◆ **Data shown**:

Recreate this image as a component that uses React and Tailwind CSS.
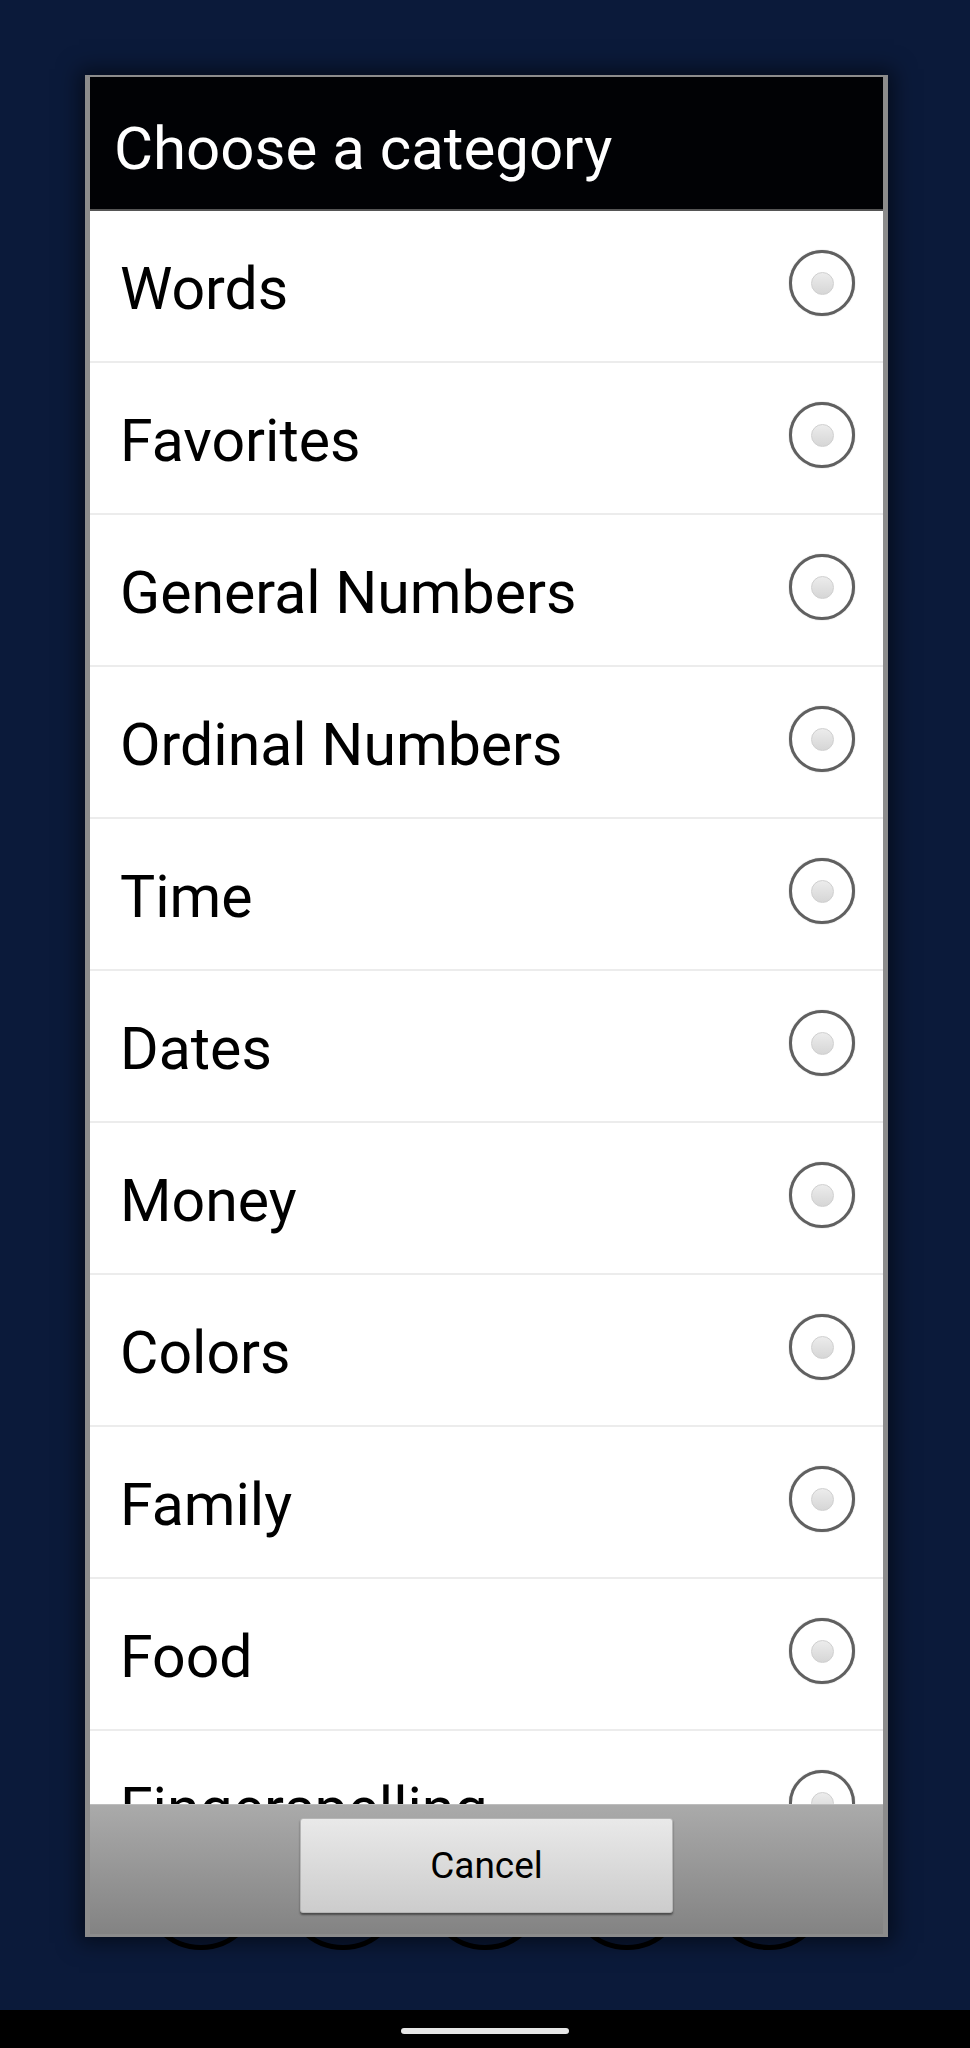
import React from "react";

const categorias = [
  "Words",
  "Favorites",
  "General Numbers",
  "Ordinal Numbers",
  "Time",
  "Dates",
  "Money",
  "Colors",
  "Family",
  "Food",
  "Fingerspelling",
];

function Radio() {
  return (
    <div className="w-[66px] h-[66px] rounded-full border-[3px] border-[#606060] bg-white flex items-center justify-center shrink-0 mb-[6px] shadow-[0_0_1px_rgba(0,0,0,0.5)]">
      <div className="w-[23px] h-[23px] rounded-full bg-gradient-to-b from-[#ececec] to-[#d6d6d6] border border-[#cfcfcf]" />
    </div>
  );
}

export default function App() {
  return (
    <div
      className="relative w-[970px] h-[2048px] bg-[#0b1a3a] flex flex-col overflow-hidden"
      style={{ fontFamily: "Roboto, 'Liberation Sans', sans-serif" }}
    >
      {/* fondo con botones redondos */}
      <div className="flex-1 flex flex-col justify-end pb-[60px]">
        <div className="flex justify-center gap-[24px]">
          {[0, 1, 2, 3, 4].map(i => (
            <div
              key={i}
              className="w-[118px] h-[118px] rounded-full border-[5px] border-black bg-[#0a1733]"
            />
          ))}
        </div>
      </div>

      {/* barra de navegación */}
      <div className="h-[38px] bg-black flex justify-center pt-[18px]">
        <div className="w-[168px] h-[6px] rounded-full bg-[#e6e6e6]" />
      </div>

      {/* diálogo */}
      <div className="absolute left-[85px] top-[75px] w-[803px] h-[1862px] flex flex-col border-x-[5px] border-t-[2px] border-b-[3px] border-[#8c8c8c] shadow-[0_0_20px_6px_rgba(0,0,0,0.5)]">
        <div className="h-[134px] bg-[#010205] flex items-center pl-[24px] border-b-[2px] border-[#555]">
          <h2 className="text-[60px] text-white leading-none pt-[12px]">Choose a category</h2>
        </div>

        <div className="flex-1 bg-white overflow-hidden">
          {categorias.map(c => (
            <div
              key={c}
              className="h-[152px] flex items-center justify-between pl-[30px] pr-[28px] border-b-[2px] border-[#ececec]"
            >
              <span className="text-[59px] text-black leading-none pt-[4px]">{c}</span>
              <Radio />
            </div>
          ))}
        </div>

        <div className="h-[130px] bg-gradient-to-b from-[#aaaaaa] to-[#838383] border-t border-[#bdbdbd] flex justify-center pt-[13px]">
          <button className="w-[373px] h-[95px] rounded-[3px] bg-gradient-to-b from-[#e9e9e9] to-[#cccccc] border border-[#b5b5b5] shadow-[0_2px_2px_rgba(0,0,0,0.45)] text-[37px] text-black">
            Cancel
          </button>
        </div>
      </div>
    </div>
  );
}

◆ **Aim**: Please transcribe the material above exactly as written. Leave the pictures out.

◆ **Answer to this task**:
Recreate this image as a component that uses React and Tailwind CSS.
import React from "react";

const categorias = [
  "Words",
  "Favorites",
  "General Numbers",
  "Ordinal Numbers",
  "Time",
  "Dates",
  "Money",
  "Colors",
  "Family",
  "Food",
  "Fingerspelling",
];

function Radio() {
  return (
    <div className="w-[66px] h-[66px] rounded-full border-[3px] border-[#606060] bg-white flex items-center justify-center shrink-0 mb-[6px] shadow-[0_0_1px_rgba(0,0,0,0.5)]">
      <div className="w-[23px] h-[23px] rounded-full bg-gradient-to-b from-[#ececec] to-[#d6d6d6] border border-[#cfcfcf]" />
    </div>
  );
}

export default function App() {
  return (
    <div
      className="relative w-[970px] h-[2048px] bg-[#0b1a3a] flex flex-col overflow-hidden"
      style={{ fontFamily: "Roboto, 'Liberation Sans', sans-serif" }}
    >
      {/* fondo con botones redondos */}
      <div className="flex-1 flex flex-col justify-end pb-[60px]">
        <div className="flex justify-center gap-[24px]">
          {[0, 1, 2, 3, 4].map(i => (
            <div
              key={i}
              className="w-[118px] h-[118px] rounded-full border-[5px] border-black bg-[#0a1733]"
            />
          ))}
        </div>
      </div>

      {/* barra de navegación */}
      <div className="h-[38px] bg-black flex justify-center pt-[18px]">
        <div className="w-[168px] h-[6px] rounded-full bg-[#e6e6e6]" />
      </div>

      {/* diálogo */}
      <div className="absolute left-[85px] top-[75px] w-[803px] h-[1862px] flex flex-col border-x-[5px] border-t-[2px] border-b-[3px] border-[#8c8c8c] shadow-[0_0_20px_6px_rgba(0,0,0,0.5)]">
        <div className="h-[134px] bg-[#010205] flex items-center pl-[24px] border-b-[2px] border-[#555]">
          <h2 className="text-[60px] text-white leading-none pt-[12px]">Choose a category</h2>
        </div>

        <div className="flex-1 bg-white overflow-hidden">
          {categorias.map(c => (
            <div
              key={c}
              className="h-[152px] flex items-center justify-between pl-[30px] pr-[28px] border-b-[2px] border-[#ececec]"
            >
              <span className="text-[59px] text-black leading-none pt-[4px]">{c}</span>
              <Radio />
            </div>
          ))}
        </div>

        <div className="h-[130px] bg-gradient-to-b from-[#aaaaaa] to-[#838383] border-t border-[#bdbdbd] flex justify-center pt-[13px]">
          <button className="w-[373px] h-[95px] rounded-[3px] bg-gradient-to-b from-[#e9e9e9] to-[#cccccc] border border-[#b5b5b5] shadow-[0_2px_2px_rgba(0,0,0,0.45)] text-[37px] text-black">
            Cancel
          </button>
        </div>
      </div>
    </div>
  );
}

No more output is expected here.